A ansiedade de começar os trabalhos era evidente, alguns já tinham andado a preparar durante a tarde os muros que iriam ser pintados, outros já preparavam o terreno onde iria nascer o passeio, já não havia fome, foi necessário mais que uma vez a irmã Ana Paula, vir chamar o pessoal, o Barnabé, bem esse levava-nos a tantos sítios para ver o que fazia falta e eram tantos que já dava impressão de termos lá passado mais que uma vez, a lista era imensa, começávamos a ter algumas dúvidas; será que encontraríamos o material que queríamos? Será que tínhamos dinheiro que chegasse?

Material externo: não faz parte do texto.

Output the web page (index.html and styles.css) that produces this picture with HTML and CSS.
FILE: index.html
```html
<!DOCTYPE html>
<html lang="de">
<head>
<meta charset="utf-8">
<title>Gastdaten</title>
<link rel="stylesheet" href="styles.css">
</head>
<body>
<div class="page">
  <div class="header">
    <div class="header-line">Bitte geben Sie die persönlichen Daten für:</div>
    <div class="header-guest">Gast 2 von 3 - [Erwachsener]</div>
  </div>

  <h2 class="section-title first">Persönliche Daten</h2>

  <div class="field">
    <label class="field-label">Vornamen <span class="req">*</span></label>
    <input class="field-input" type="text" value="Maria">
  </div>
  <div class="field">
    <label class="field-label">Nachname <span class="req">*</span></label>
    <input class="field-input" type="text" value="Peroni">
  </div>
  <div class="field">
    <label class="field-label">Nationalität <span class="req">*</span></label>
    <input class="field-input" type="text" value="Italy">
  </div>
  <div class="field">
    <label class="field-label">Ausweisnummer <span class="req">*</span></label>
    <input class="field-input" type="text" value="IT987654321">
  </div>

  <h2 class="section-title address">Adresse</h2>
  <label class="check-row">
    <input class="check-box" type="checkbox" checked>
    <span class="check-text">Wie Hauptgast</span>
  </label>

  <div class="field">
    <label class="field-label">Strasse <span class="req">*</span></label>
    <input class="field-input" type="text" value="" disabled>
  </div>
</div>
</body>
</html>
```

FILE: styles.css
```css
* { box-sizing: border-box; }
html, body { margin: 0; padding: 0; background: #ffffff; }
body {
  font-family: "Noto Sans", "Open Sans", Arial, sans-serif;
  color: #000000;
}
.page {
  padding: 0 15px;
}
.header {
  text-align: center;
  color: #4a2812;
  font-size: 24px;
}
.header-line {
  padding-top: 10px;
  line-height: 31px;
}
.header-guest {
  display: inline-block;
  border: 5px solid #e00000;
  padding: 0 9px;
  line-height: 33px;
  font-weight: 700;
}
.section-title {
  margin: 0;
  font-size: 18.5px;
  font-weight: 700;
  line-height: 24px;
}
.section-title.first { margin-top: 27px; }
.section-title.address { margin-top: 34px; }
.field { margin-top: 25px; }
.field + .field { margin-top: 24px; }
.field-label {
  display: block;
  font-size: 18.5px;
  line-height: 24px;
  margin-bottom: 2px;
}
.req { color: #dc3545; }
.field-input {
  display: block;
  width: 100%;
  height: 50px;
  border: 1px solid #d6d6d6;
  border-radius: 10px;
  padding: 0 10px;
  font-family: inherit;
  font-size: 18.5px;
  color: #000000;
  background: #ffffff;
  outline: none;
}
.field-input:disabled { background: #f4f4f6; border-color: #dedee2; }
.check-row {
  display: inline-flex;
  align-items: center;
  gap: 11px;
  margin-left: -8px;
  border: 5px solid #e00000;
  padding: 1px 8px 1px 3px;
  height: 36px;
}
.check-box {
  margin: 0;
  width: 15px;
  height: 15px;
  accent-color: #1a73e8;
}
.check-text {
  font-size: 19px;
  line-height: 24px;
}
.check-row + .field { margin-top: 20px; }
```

Foi com todas estas dúvidas que depois de tantas insistências da irmã Ana Paula nossa guia espiritual e até da irmã Palmira, responsável do Hospital, que nos sentamos á mesa para jantar.
Nesta noite e porque as crianças não tinham escola no dia seguinte, quisemos ser nós a brindá-los com uma pequena festa e animação, fazendo com que através do jogo escutista os inseríssemos nas brincadeiras, as jovens deliravam, começava a haver uma forte empatia, queriam saber tudo sobre nós, quem éramos? Porque viemos? O que fazíamos na nossa vida pessoal? Sei lá tantas coisas e tantas perguntas que às vezes era preciso ter certo cuidado, para não melindrar aquelas jovens, algumas delas tão já magoadas pela dura vida.
Como habitual, pouco depois das 22,30 o dia chegava ao fim, com as orações e uma última canção cada um recolhia aos seus aposentos, alguns ainda aproveitavam enquanto os cães não estavam soltos para fumar um último cigarro ou até para telefonar aos familiares.

Apesar de alguns e pequenos conflitos, já se notava uma certa alegria, por enfim estávamos a trabalhar prol daquela gente.